Valor Econômico, v. 20, n. 4964, 20/03/2020. Finanças

BNDES prepara medidas para ajudar empresas

 Fabio Graner


Depois de anúncios do Banco do Brasil e Caixa, o BNDES agora prepara medidas para ajudar no combate aos efeitos econômicos do coronavírus, apurou o Valor. O desenho das iniciativas está sendo finalizado pela área técnica do banco e a intenção é anunciar algo nos próximos dias.

Há anos passando por um processo de redução, o BNDES está um pouco atrás nesse movimento de reação à crise. Mas tem sido procurado por clientes que já percebem um mercado de crédito mais fechado e avesso a emprestar e enxergam no banco uma alternativa para obter recursos nesse momento. E, com um caixa de R$ 140 bilhões, reforçado recentemente pela venda de ações da Petrobras antes que elas despencassem, se estrutura para agir.

Vistos com desconfiança e objetos de sonhos de privatização pela atual equipe econômica, os bancos públicos mais uma vez estão sendo acionados para fazer o enfrentamento de uma grave crise econômica. Ontem, a Caixa Econômica Federal fez novo anúncio de medidas. O presidente Jair Bolsonaro, anteontem, informou que o BB colocaria mais de R$ 70 bilhões em recursos para crédito. Desde a semana passada, já são mais de R$ 170 bilhões prometidos pelas instituições federais.

Pode até não ser como ocorreu em 2008 e 2009, mas já está claro que os bancos públicos se reapresentam como jogadores importantes na política econômica de combate à crise. No mínimo, ao já apresentarem recursos e prometerem não retrair como tradicionalmente fazem os privados.

No caso do BNDES, as prioridades da reação ainda estão sendo definidas. A instituição deve ter um olhar para empresas menores, mas também estuda reforçar mecanismos de articulação com outros bancos, alavancando recursos para empresas. Esse tipo de operação já existe, mas precisa ser revista para o momento de crise. Também deve haver criação de linhas novas de crédito, em especial para saúde, e suspensão de pagamentos, caminho já adotado por outros bancos.

O presidente da Associação dos Funcionários do BNDES, Arthur Koblitz, defende que o banco trabalhe com políticas de estímulo. Alongar dívidas, por exemplo, é uma das iniciativas necessárias que ajudaria a economia e a própria sobrevivência do banco. Também defende uma ampliação ambiciosa do capital de giro.

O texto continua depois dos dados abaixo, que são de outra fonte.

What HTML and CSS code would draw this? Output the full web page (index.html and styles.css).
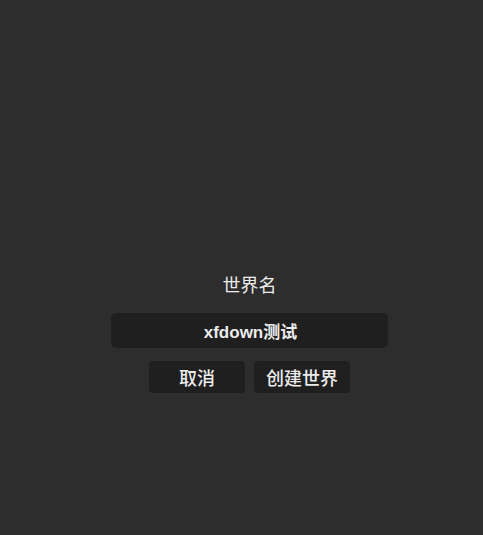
FILE: index.html
```html
<!DOCTYPE html>
<html lang="zh">
<head>
<meta charset="utf-8">
<link rel="stylesheet" href="styles.css">
</head>
<body>
<div class="page">
  <div class="dialog">
    <div class="label">世界名</div>
    <input class="name-input" type="text" value="xfdown测试">
    <div class="actions">
      <button class="btn">取消</button>
      <button class="btn">创建世界</button>
    </div>
  </div>
</div>
</body>
</html>
```
FILE: styles.css
```css
html, body {
  margin: 0;
  padding: 0;
  background: #2d2d2d;
}
.page {
  height: 535px;
  box-sizing: border-box;
  padding-top: 274px;
  padding-left: 16px;
  display: flex;
  flex-direction: column;
  align-items: center;
  font-family: "Liberation Sans", "Noto Sans CJK SC", sans-serif;
  color: #ececec;
}
.dialog {
  display: flex;
  flex-direction: column;
  align-items: center;
}
.label {
  font-size: 18px;
  line-height: 24px;
  height: 24px;
}
.name-input {
  margin-top: 15px;
  width: 277px;
  height: 35px;
  box-sizing: border-box;
  border: none;
  outline: none;
  border-radius: 5px;
  background: #1f1f1f;
  color: #ececec;
  font-family: "Liberation Sans", "Noto Sans CJK SC", sans-serif;
  font-size: 17px;
  font-weight: bold;
  text-align: center;
  padding: 0 0 0 2px;
}
.actions {
  margin-top: 13px;
  display: flex;
  gap: 9px;
}
.btn {
  width: 96px;
  height: 32px;
  border: none;
  border-radius: 4px;
  background: #1f1f1f;
  color: #ececec;
  font-family: "Noto Sans CJK SC", sans-serif;
  font-size: 18px;
  font-weight: 500;
  padding: 0;
  line-height: 32px;
}
```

“É preciso também discutir algo em termos de taxa de juros diferenciada.

A TLP deve mostrar seus problemas agora”, disse. A Taxa de Longo Prazo (TLP) é a referência dos empréstimos do banco, mas é formada como taxa de mercado. Koblitz também sugere reforçar linhas para infraestrutura, mas aponta que isso precisa ser acompanhado de ações fiscais, senão não haverá demanda.

O economista-chefe da Confederação Nacional do Comércio (CNC) e conselheiro do BDNES, Carlos Thadeu de Freitas, avalia que o banco não tem condição de sair emprestando como no passado. Para isso ocorrer, diz, seria necessário reduzir juros, o que implicaria em subsídios do governo e consequente aumento do déficit fiscal. “O BNDES não deve ser muito usado dessa vez, não vai conseguir fazer como no passado”, disse.

Para ele, como Caixa e BB captam recursos de depósitos à vista, têm mais condições de fazer política de crédito do que o BNDES. “Tenho impressão que tem dinheiro sobrando na Caixa e no BB. Os bancos privados não querem dar dinheiro para ninguém, porque têm medo”, afirmou Freitas. Por isso, ele defende que o Banco Central derrube mais os juros. “O BC tem que colocar juro real negativo para os bancos terem que emprestar dinheiro”, sugeriu.

O economista e professor da FGV Nelson Marconi afirmou que os bancos públicos são fundamentais nesse momento em que os privados tendem a se retrair. Ele ressalta que o momento torna “patente” a relevância do Estado, até há anos criticado pela atual equipe econômica. Marconi aponta que o os bancos, em especial o BNDES, hoje estão com menos capacidade de agir, mas seguem sendo importantes. “Um setor que o BNDES tem que entrar fortemente agora é de saúde, financiar equipamentos. Ele tinha que ter linha muito forte nisso. E refinanciar dívida com seus clientes”, afirmou.

Para o presidente da Fenae, associação dos funcionários da Caixa Econômica, Jair Ferreira, os bancos públicos precisam intensificar suas ações, sendo mais audaciosos. “A Caixa, sendo 100% pública, tem que entrar de sola. Há um risco de quebradeira total. As empresas vão precisar de recursos. É hora de colocar dinheiro, alongar prazos”, disse defendendo que o banco abandone a ideia de devolver dinheiro ao Tesouro.